There are many popular beverages native to the twin island nation. As in local soft drinks [sodas] (Chubby's, Busta, LLB (Lemon Lime and Bitters), Solo, Peardrax,), maltas, shandies, citrus juices and ginger beers.

Along with sorrel and mauby juices, peanut, seamoss, barbadine, soursop, beetroot and papaya (paw paw) punches.

Carib and Stag beers are very popular local lager beers. There is also Carib Light and Carib Shandys, which come in a variety of flavours.

Coconut water can be found throughout the island. Rum was invented in the Caribbean, therefore Trinidad and Tobago boasts rum shops all over the island, serving local favourites such as ponche-de-crème, puncheon rum, and home-made wines from local fruits.
Homemade alcohol is popular also.
Bitters (especially the one made by House of Angostura) is also popular.

Pacro water is a seafood-based beverage made from boiling various chiton mollusks, such as chiton tuberculatus but also has other culinary uses, such as in broths for soup. The beverage has a reputation as an aphrodisiac, as well as having other therapeutic properties.
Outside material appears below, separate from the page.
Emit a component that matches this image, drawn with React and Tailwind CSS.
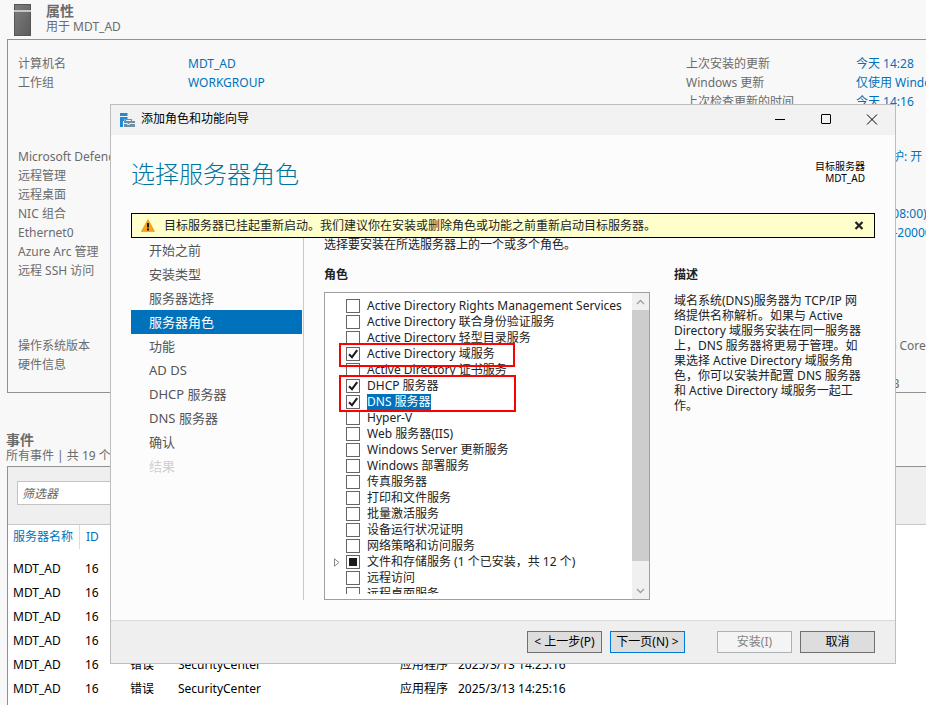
import React from "react";

const propertyGroups = [
  [
    ["计算机名", "MDT_AD", "上次安装的更新", "今天 14:28"],
    ["工作组", "WORKGROUP", "Windows 更新", "仅使用 Windows"],
    ["", "", "上次检查更新的时间", "今天 14:16"],
  ],
  [
    ["Microsoft Defender", "", "", "实时保护: 开"],
    ["远程管理", "", "", ""],
    ["远程桌面", "", "", ""],
    ["NIC 组合", "", "", "(UTC +08:00)"],
    ["Ethernet0", "", "", "00454 -20000"],
    ["Azure Arc 管理", "", "", ""],
    ["远程 SSH 访问", "", "", ""],
  ],
  [
    ["操作系统版本", "", "", "Intel(R) Core"],
    ["硬件信息", "", "", ""],
    ["", "", "", "59.3 GB"],
  ],
];

const groupMargin = ["", "mt-9", "mt-14 -mb-px"];

const steps = [
  "开始之前",
  "安装类型",
  "服务器选择",
  "服务器角色",
  "功能",
  "AD DS",
  "DHCP 服务器",
  "DNS 服务器",
  "确认",
  "结果",
];

const roles = [
  { name: "Active Directory Rights Management Services" },
  { name: "Active Directory 联合身份验证服务" },
  { name: "Active Directory 轻型目录服务" },
  { name: "Active Directory 域服务", checked: true },
  { name: "Active Directory 证书服务" },
  { name: "DHCP 服务器", checked: true },
  { name: "DNS 服务器", checked: true, selected: true },
  { name: "Hyper-V" },
  { name: "Web 服务器(IIS)" },
  { name: "Windows Server 更新服务" },
  { name: "Windows 部署服务" },
  { name: "传真服务器" },
  { name: "打印和文件服务" },
  { name: "批量激活服务" },
  { name: "设备运行状况证明" },
  { name: "网络策略和访问服务" },
  { name: "文件和存储服务 (1 个已安装，共 12 个)", partial: true },
  { name: "远程访问" },
  { name: "远程桌面服务" },
];

const event = ["MDT_AD", "16", "错误", "SecurityCenter", "应用程序", "2025/3/13 14:25:16"];
const shortEvent = ["MDT_AD", "16", "", "", "", ""];
const events = [shortEvent, shortEvent, shortEvent, shortEvent, event, event];

const description = [
  "域名系统(DNS)服务器为 TCP/IP 网",
  "络提供名称解析。如果与 Active",
  "Directory 域服务安装在同一服务器",
  "上，DNS 服务器将更易于管理。如",
  "果选择 Active Directory 域服务角",
  "色，你可以安装并配置 DNS 服务器",
  "和 Active Directory 域服务一起工",
  "作。",
];

function Properties() {
  return (
    <section>
      <header className="flex items-start gap-[15px] pt-[3px] pb-[3px] pl-[14px]">
        <svg className="mt-px h-8 w-[17px]" viewBox="0 0 17 32" aria-hidden="true">
          <defs>
            <linearGradient id="tower" x1="0" y1="0" x2="1" y2="1">
              <stop offset="0" stopColor="#7d7d7d" />
              <stop offset="1" stopColor="#5c5c5c" />
            </linearGradient>
          </defs>
          <rect width="17" height="32" fill="#555" />
          <rect x="1" y="1" width="15" height="30" fill="url(#tower)" />
          <rect y="6" width="17" height="2" fill="#c4c4c4" />
        </svg>
        <div className="leading-4">
          <h1 className="text-sm leading-4 font-bold">属性</h1>
          <p>用于 MDT_AD</p>
        </div>
      </header>
      <div className="ml-[7px] border-t border-b border-l border-[#919191] pt-[14px] pl-[10px] leading-[19px]">
        {propertyGroups.map((group, g) => (
          <dl key={g} className={groupMargin[g]}>
            {group.map(([a, b, c, d], i) => (
              <div key={i} className="grid h-[19px] grid-cols-[170px_498px_170px_auto]">
                <dt>{a}</dt>
                <dd className="text-[#0072bc]">{b}</dd>
                <dt>{c}</dt>
                <dd className={g === 2 ? "" : "text-[#0072bc]"}>{d}</dd>
              </div>
            ))}
          </dl>
        ))}
      </div>
    </section>
  );
}

function Events() {
  return (
    <section className="flex grow flex-col pt-[39px]">
      <header className="pb-[2px] pl-[6px] leading-4">
        <h2 className="text-sm leading-4 font-bold">事件</h2>
        <p>所有事件 | 共 19 个</p>
      </header>
      <div className="ml-[7px] grow border-t border-l border-[#919191] bg-white">
        <div className="border-b border-[#c8c8c8] bg-[#efefef] pt-[14px] pb-[19px] pl-[9px]">
          <input
            aria-label="筛选器"
            placeholder="筛选器"
            className="block h-6 w-[240px] border border-[#c3c3c3] bg-white px-1 italic placeholder:text-[#666]"
          />
        </div>
        <table className="w-full table-fixed text-left text-black">
          <colgroup>
            <col className="w-[72px]" />
            <col className="w-[45px]" />
            <col className="w-[48px]" />
            <col className="w-[222px]" />
            <col className="w-[58px]" />
            <col />
          </colgroup>
          <thead>
            <tr className="h-8 align-top leading-6 text-[#0072bc]">
              <th className="p-0 font-normal">
                <div className="h-6 border-r border-[#dcdcdc] pl-[5px]">服务器名称</div>
              </th>
              <th className="p-0 pl-[6px] font-normal" colSpan={5}>
                ID
              </th>
            </tr>
          </thead>
          <tbody>
            {events.map((cells, r) => (
              <tr key={r} className="h-6">
                {cells.map((c, i) => (
                  <td key={i} className="p-0 pl-[5px]">
                    {c}
                  </td>
                ))}
              </tr>
            ))}
          </tbody>
        </table>
      </div>
    </section>
  );
}

function TitleBar() {
  return (
    <header className="flex h-[30px] items-center bg-[#f2f2f2] pl-[9px] text-black">
      <svg className="h-4 w-4" viewBox="0 0 16 16" aria-hidden="true">
        <path d="M0 1h7.5v3H0zM0 5h7.5v2H4.5v2H3v6H0z" fill="#1f8ad6" />
        <path d="M5.5 9V7.5h6V9" fill="none" stroke="#6f8fa5" strokeWidth="1.2" />
        <path d="M4 9h11v6H4z" fill="#6f8fa5" />
        <path d="M4 11.5h3.5M9.5 11.5H15M7.5 11.5v1h2v-1" fill="none" stroke="#fff" strokeWidth="0.8" />
      </svg>
      <h2 className="ml-[5px] grow pb-[2px] text-xs">添加角色和功能向导</h2>
      <div className="flex">
        <button aria-label="最小化" className="flex h-[30px] w-[46px] items-center justify-center">
          <svg width="12" height="12" viewBox="0 0 12 12" stroke="#000" fill="none">
            <path d="M1 5.5h10" />
          </svg>
        </button>
        <button aria-label="最大化" className="flex h-[30px] w-[46px] items-center justify-center">
          <svg width="12" height="12" viewBox="0 0 12 12" stroke="#000" fill="none">
            <rect x="1.5" y="0.5" width="9" height="9" rx="0.5" />
          </svg>
        </button>
        <button aria-label="关闭" className="flex h-[30px] w-[46px] items-center justify-center">
          <svg width="12" height="12" viewBox="0 0 12 12" stroke="#000" fill="none">
            <path d="M1 0.5l10 10M11 0.5l-10 10" />
          </svg>
        </button>
      </div>
    </header>
  );
}

function RoleRow({ role }) {
  return (
    <li className="flex h-4 items-center">
      <span className="flex w-[21px] justify-center pl-[2px]">
        {role.partial && (
          <svg width="6" height="9" viewBox="0 0 6 9" fill="none" stroke="#8a8a8a" aria-hidden="true">
            <path d="M.5 .8v7.4L5 4.5z" />
          </svg>
        )}
      </span>
      <label className="flex h-4 items-center">
        <span className="grid h-[14px] w-[14px]">
          <input
            type="checkbox"
            defaultChecked={role.checked}
            className="col-start-1 row-start-1 h-[14px] w-[14px] appearance-none border border-[#666] bg-white"
          />
          {role.checked && (
            <svg className="pointer-events-none col-start-1 row-start-1" width="14" height="14" viewBox="0 0 14 14" aria-hidden="true">
              <path d="M3 7.2L6 10.2L11.2 3.2" fill="none" stroke="#1c1c1c" strokeWidth="2" />
            </svg>
          )}
          {role.partial && <span className="pointer-events-none col-start-1 row-start-1 m-[3px] bg-[#1c1c1c]" />}
        </span>
        <span className={role.selected ? "ml-[7px] h-4 bg-[#0072bc] leading-4 text-white" : "ml-[7px] leading-4"}>
          {role.name}
        </span>
      </label>
    </li>
  );
}

function RoleList() {
  return (
    <div className="relative mt-2 flex h-[308px] border border-[#a0a0a0] bg-white">
      <ul className="my-[5px] h-[296px] min-w-0 grow overflow-hidden whitespace-nowrap">
        {roles.map((r) => (
          <RoleRow key={r.name} role={r} />
        ))}
      </ul>
      <div className="flex w-[17px] shrink-0 flex-col bg-[#f0f0f0]">
        <button aria-label="向上滚动" className="flex h-[17px] items-center justify-center">
          <svg width="9" height="6" viewBox="0 0 9 6" fill="none" stroke="#a0a0a0" strokeWidth="1.4">
            <path d="M1 5l3.5-3.5L8 5" />
          </svg>
        </button>
        <div className="h-[251px] bg-[#cdcdcd]" />
        <button aria-label="向下滚动" className="mt-auto flex h-[17px] items-center justify-center">
          <svg width="9" height="6" viewBox="0 0 9 6" fill="none" stroke="#a0a0a0" strokeWidth="1.4">
            <path d="M1 1l3.5 3.5L8 1" />
          </svg>
        </button>
      </div>
      <div className="pointer-events-none absolute top-[50px] left-[14px] h-6 w-44 border-2 border-[#f00]" />
      <div className="pointer-events-none absolute top-[82px] left-[14px] h-[37px] w-[177px] border-2 border-[#f00]" />
    </div>
  );
}

function Wizard() {
  const button = "h-[22px] w-[75px] border text-center whitespace-nowrap";
  return (
    <div
      role="dialog"
      aria-label="添加角色和功能向导"
      className="absolute top-[104px] right-[30px] left-[110px] border border-[#bdbdbd] bg-[#fcfcfc] text-[#222]"
    >
      <TitleBar />
      <div className="flex h-[78px] items-start justify-between pr-[30px] pl-5">
        <h1 className="pt-[19px] text-2xl leading-10 font-light text-[#00759c]">选择服务器角色</h1>
        <p className="pt-[25px] text-right text-[10px] leading-3 text-black">
          目标服务器
          <br />
          MDT_AD
        </p>
      </div>
      <div className="mx-5 flex h-[25px] items-center border border-black bg-[#ffffcc] pr-[10px] pl-[9px]">
        <svg width="14" height="13" viewBox="0 0 14 13" aria-hidden="true">
          <path d="M7 .5L13.6 12.6H.4z" fill="#f9a11b" stroke="#f08a00" strokeWidth="0.6" strokeLinejoin="round" />
          <path d="M6 4h2v4.5H6zM6 9.6h2v1.8H6z" fill="#1c1c1c" />
        </svg>
        <p className="ml-[9px] grow">目标服务器已挂起重新启动。我们建议你在安装或删除角色或功能之前重新启动目标服务器。</p>
        <button aria-label="关闭通知">
          <svg width="10" height="10" viewBox="0 0 10 10" stroke="#222" strokeWidth="2.2" fill="none">
            <path d="M1.5 1l7 7M8.5 1l-7 7" />
          </svg>
        </button>
      </div>
      <div className="flex pr-[30px] pl-5">
        <nav className="h-[362px] w-[173px] shrink-0 border-r border-[#c8c8c8] pr-px">
          {steps.map((s) => (
            <a
              key={s}
              href="#"
              className={
                s === "服务器角色"
                  ? "block h-6 bg-[#0072bc] pl-[18px] text-[13px] leading-6 text-white"
                  : s === "结果"
                    ? "block h-6 pl-[18px] text-[13px] leading-6 text-[#cfcfcf]"
                    : "block h-6 pl-[18px] text-[13px] leading-6 text-[#555]"
              }
            >
              {s}
            </a>
          ))}
        </nav>
        <main className="ml-5 min-w-0 grow">
          <p className="leading-[14px]">选择要安装在所选服务器上的一个或多个角色。</p>
          <h3 className="mt-[14px] text-xs leading-[18px] font-bold">角色</h3>
          <RoleList />
        </main>
        <aside className="ml-6 w-[191px] shrink-0 pt-7">
          <h3 className="text-xs leading-[18px] font-bold">描述</h3>
          <p className="mt-[9px] leading-[15px] whitespace-nowrap">
            {description.map((line) => (
              <span key={line} className="block">
                {line}
              </span>
            ))}
          </p>
        </aside>
      </div>
      <footer className="mt-5 flex justify-end border-t border-[#d9d9d9] bg-[#efefef] pt-[10px] pr-5 pb-[10px] text-black">
        <button className={`${button} border-[#707070] bg-[#dddddd]`}>&lt; 上一步(P)</button>
        <button className={`${button} ml-2 border-[#0078d7] bg-[#dddddd]`}>下一页(N) &gt;</button>
        <button disabled className={`${button} ml-8 border-[#adb2b5] bg-[#f4f4f4] text-[#838383]`}>
          安装(I)
        </button>
        <button className={`${button} ml-2 border-[#707070] bg-[#dddddd]`}>取消</button>
      </footer>
    </div>
  );
}

export default function App() {
  return (
    <div className="relative flex h-screen flex-col overflow-hidden bg-[#f8f8f8] font-['Noto_Sans','Noto_Sans_CJK_SC',sans-serif] text-xs whitespace-nowrap text-[#6b6b6b]">
      <Properties />
      <Events />
      <Wizard />
    </div>
  );
}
Pacro water can sometimes be found at festivals or public celebrations.

==Fruits==
Fruits available in Trinidad include mangoes, breadfruit, sorrel (roselle), passion fruit, watermelon, sapodilla (Manilkara zapota), pommerac (Syzygium malaccense), guavas, pommecythère (Spondias dulcis), caimite (star apple), abiu, five fingers (carambola), cherries, avocado and pawpaw (papaya). Along with the chenette (Melicoccus bijugatus), pineapples, oranges, portugal (tangerines), plums, bananas, barbadine, balatá, soursop, cashews, tamarind, ceres (Flacourtia indica), pois doux, cocorite (Attalea maripa), gru-gru-beff (Acrocomia aculeata), fat-pork (Chrysobalanus icaco), pears, and coconuts.
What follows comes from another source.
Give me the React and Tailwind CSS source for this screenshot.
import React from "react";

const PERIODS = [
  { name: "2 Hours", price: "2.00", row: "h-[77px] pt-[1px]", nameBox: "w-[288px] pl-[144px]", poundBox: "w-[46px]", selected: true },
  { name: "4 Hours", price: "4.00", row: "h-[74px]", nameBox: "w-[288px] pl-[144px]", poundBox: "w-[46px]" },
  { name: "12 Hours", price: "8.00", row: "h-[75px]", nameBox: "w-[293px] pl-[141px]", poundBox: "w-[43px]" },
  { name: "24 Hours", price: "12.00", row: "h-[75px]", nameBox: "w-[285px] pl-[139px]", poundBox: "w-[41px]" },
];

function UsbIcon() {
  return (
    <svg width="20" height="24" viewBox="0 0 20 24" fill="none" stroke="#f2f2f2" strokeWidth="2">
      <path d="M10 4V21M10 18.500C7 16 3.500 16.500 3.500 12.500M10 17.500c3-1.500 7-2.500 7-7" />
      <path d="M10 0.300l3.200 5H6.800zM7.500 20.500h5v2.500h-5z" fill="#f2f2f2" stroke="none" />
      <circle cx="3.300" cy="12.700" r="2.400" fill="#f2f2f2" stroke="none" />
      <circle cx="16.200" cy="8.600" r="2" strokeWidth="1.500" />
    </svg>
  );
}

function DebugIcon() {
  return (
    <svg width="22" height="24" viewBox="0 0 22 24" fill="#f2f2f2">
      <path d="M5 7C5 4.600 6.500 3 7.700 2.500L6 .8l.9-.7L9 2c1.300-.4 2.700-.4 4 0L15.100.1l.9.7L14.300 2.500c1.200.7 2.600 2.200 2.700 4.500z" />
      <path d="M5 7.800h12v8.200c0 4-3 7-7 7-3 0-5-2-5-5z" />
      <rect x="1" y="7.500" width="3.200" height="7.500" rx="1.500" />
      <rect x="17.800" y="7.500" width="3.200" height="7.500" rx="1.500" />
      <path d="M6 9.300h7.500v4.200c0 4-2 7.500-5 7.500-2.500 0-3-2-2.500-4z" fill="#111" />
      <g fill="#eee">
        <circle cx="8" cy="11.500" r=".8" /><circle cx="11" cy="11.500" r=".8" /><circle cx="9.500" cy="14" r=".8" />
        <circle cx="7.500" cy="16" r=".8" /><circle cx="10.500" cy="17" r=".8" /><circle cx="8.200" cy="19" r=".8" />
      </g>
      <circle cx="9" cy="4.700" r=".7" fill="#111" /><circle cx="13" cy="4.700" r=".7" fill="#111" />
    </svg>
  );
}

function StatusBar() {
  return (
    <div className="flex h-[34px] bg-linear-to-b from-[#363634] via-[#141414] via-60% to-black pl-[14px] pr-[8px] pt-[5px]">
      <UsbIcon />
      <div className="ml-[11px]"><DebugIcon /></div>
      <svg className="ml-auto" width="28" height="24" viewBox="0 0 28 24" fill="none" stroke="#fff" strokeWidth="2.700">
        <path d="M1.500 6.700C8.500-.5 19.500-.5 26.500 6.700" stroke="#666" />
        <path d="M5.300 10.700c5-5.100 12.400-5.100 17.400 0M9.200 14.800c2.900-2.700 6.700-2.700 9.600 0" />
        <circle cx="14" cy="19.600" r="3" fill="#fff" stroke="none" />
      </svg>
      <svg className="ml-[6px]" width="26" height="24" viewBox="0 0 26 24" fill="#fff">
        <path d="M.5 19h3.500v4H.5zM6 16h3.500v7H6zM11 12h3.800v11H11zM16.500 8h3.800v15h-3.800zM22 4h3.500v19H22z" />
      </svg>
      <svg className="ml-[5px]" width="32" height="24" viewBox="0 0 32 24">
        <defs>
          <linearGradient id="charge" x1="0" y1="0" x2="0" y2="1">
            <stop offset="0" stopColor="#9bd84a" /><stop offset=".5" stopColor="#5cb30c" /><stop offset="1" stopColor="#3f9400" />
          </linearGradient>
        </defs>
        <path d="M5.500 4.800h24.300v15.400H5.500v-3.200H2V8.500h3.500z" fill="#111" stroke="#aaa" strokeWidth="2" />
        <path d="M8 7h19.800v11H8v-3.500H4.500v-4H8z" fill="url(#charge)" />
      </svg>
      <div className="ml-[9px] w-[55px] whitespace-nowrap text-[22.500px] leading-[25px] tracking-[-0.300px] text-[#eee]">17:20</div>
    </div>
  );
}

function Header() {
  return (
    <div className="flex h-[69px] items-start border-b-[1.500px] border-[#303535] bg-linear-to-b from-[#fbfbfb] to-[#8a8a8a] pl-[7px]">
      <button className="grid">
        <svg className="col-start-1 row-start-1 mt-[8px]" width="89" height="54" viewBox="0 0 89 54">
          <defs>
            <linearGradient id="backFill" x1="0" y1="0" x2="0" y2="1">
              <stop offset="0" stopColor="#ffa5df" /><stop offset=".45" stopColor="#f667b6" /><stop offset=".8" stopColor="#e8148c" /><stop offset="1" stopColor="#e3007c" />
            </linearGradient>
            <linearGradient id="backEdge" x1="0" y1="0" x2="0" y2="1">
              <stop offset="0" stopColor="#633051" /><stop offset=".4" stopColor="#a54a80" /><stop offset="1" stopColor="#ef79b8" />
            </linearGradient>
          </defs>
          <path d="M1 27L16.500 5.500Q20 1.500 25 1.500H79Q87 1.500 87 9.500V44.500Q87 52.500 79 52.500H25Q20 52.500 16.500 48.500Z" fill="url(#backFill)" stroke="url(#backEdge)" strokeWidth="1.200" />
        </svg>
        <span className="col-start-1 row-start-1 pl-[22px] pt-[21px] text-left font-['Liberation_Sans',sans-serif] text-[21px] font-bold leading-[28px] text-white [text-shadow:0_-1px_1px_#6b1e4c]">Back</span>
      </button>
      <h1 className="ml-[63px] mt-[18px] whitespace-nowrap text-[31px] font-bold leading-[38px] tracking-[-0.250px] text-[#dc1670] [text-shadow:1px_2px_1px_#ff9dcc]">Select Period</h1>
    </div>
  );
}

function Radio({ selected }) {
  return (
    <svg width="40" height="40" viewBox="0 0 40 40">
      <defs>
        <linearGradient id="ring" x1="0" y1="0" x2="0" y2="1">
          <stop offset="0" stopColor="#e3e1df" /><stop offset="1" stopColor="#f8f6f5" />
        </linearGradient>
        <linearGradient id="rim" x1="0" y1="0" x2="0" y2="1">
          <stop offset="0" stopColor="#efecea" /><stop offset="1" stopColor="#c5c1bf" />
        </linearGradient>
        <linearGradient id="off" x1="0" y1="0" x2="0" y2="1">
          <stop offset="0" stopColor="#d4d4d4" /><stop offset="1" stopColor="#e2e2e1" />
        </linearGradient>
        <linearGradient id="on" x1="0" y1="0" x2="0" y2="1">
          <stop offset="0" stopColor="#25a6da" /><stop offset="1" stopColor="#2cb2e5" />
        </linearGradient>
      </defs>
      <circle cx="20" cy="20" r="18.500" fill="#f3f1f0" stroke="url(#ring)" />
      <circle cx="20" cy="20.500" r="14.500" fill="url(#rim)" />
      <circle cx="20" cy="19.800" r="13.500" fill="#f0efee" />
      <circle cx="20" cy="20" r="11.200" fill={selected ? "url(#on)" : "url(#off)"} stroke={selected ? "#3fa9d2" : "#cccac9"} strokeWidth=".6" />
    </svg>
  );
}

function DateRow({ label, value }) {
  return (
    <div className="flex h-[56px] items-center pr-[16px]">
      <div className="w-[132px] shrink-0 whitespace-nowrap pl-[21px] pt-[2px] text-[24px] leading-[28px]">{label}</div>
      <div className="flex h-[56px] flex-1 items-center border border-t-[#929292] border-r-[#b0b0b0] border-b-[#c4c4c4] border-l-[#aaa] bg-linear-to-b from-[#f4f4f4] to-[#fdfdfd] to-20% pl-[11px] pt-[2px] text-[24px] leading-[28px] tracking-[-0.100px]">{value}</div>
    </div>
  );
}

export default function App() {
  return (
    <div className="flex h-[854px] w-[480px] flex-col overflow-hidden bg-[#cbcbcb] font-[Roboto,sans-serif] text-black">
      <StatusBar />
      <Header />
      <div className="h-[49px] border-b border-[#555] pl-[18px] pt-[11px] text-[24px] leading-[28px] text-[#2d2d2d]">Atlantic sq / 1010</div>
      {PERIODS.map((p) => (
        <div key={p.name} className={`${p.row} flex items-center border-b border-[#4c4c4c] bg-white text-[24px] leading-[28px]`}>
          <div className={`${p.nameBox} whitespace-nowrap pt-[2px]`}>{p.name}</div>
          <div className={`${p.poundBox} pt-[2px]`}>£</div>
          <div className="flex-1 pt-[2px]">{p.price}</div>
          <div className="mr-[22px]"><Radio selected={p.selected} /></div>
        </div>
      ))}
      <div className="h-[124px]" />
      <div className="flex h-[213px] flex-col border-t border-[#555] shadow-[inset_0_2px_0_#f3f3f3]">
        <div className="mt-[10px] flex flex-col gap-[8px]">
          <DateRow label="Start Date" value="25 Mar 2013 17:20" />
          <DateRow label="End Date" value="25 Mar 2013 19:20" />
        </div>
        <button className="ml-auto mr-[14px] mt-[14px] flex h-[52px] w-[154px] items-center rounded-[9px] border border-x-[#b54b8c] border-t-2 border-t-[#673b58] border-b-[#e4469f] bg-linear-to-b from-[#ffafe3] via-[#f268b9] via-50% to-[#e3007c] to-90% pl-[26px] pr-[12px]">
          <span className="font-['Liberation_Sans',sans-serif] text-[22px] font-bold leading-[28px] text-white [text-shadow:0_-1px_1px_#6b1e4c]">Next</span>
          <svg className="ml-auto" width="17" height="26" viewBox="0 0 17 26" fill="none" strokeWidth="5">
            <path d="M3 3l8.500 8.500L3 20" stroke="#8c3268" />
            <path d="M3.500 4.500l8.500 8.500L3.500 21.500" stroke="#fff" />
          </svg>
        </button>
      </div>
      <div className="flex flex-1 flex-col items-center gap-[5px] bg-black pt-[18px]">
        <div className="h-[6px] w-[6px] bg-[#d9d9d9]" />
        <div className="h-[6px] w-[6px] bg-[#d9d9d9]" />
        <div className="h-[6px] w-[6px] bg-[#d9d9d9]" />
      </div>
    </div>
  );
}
Many fruits available in Trinidad and Tobago are commonly used in a savory and usually spicy delicacy broadly referred to as "chow". The main ingredients of chow are usually: the fruit of choice, culantro (bandhaniya), pepper (powdered, sauce or natural form), salt and sometimes garlic and vinegar. Traditionally, the most popular fruits for chow have been mangoes, pommeracs, pommecythère, cucumbers, tomatoes, portugals, sour oranges, salted prunes, cherries, pineapples, green apples, pears, and plums. The fruits are "seasoned" by the rest of the base ingredients and larger fruits (like mango and pineapple) are usually cut up into bite-sized pieces.